That I had chanced upon such a perfect storm of clashing worldviews made me think I might actually be onto something. I started reading up on the sociobiologists, who for years had been busy applying Darwinist insights to fields like sociology and psychology that were only a stone’s throw from the humanities, and suddenly an evolutionary theory of narrative didn’t seem so far-fetched. Already I was anticipating the speaking tours, the Ivy League sinecures, the school of thought that would be founded in my name. Keeping my cards close to my chest—Darwin, working out his theory in secret for many years, had shown similar caution—I sounded out a literature professor I knew.
“Sounds like you’ve been reading the evolutionary theorists,” he said at once. “Pretty wacky stuff.”
Sure enough, I’d been scooped. A few hours’ research turned up Darwinist musings on literature that ranged from Madame Bovary’s Ovaries to Mimesis and the Human Animal: On the Biogenetic Foundations of Literary Representation. I felt like Darwin must have when Alfred Russel Wallace sent him some thoughts he had whipped together during a bout of malarial fever that almost exactly anticipated the theory Darwin had been working out for two decades. But while my own hopes for glory were shot, my protagonist, Alex, was in the clear: His story was set in the 1980s, when he would still have been safely at the leading edge of Darwinist lit crit. By now I felt he had earned that edge, and indeed I was waiting anxiously to see what final shape his own contribution would take.
There is always a stage in the writing of a novel when its world seems more real than anything outside it.
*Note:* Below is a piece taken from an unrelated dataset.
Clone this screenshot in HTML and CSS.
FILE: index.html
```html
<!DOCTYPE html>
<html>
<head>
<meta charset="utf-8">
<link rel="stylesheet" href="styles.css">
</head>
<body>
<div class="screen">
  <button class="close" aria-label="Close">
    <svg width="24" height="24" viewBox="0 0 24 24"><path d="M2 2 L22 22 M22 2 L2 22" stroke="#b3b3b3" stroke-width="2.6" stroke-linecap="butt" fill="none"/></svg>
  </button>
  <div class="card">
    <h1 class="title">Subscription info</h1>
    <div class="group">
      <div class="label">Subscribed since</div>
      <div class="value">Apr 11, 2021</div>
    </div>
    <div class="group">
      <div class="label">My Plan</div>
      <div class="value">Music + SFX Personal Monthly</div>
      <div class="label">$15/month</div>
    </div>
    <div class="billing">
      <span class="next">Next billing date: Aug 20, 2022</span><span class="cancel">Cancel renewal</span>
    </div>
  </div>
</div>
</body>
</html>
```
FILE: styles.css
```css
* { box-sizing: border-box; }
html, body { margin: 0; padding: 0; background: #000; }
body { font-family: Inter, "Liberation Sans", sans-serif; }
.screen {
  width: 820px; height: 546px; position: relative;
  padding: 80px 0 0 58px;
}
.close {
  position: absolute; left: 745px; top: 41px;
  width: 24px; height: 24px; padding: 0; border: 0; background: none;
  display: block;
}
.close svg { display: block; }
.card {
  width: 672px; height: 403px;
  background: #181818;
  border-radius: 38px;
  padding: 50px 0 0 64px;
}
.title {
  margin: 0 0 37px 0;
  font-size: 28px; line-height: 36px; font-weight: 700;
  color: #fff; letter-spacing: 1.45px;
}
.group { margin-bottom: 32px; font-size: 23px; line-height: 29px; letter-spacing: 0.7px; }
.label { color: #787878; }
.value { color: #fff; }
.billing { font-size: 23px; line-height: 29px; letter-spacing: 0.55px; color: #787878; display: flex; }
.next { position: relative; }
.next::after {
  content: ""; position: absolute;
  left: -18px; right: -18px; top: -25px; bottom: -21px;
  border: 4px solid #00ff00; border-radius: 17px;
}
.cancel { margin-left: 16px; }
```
When I hit that stage with The Origin of Species, I was fully on board not only with Alex’s theory of narrative but with the whole evolutionary project. So stunningly applicable and true did the insights of Darwinism seem across a vast range of phenomena—from child-rearing and spousal relations to department meetings and tenure review—that, like Darwin’s contemporary Thomas Huxley, I could only clap my hand to my forehead and say, “How extremely stupid not to have thought of that!”
Of course, I had to get over my attachment to outmoded notions like “meaning” and “purpose,” which, like the chemical cocktail called love, turned out to be just handy bromides our genes feed us to keep us procreating. What the world lost in nuance, however, it gained in symmetry and order. My new bible was the book Consilience, by Edward O. Wilson, the granddaddy of sociobiology. It showed me how the blueprint provided by evolutionary biology should make it possible to harmonize all human knowledge, so that one day opera, macramé, and plate tectonics could all be understood in the same language and on the same terms.
It wasn’t long, however, before the transcendent total knowledge that Consilience was arguing for began to seem a lot like all the squishy, superstitious concepts—heaven, nirvana, tantric orgasm—it was meant to overthrow, more a matter of faith than of fact. Rather than trying to turn Darwinism into a religion, I realized, I ought to have taken a cue from Darwin himself, who was famously tightlipped on these questions, arguing that if his theory of evolution was even moderately correct, then future generations would find his own musings on matters metaphysical about as relevant as he would find those of an ape.
When the fog of writing had cleared, I found myself more or less where I had started, still out in the metaphysical cold. Mind you, the view out there is amazing. It goes on forever.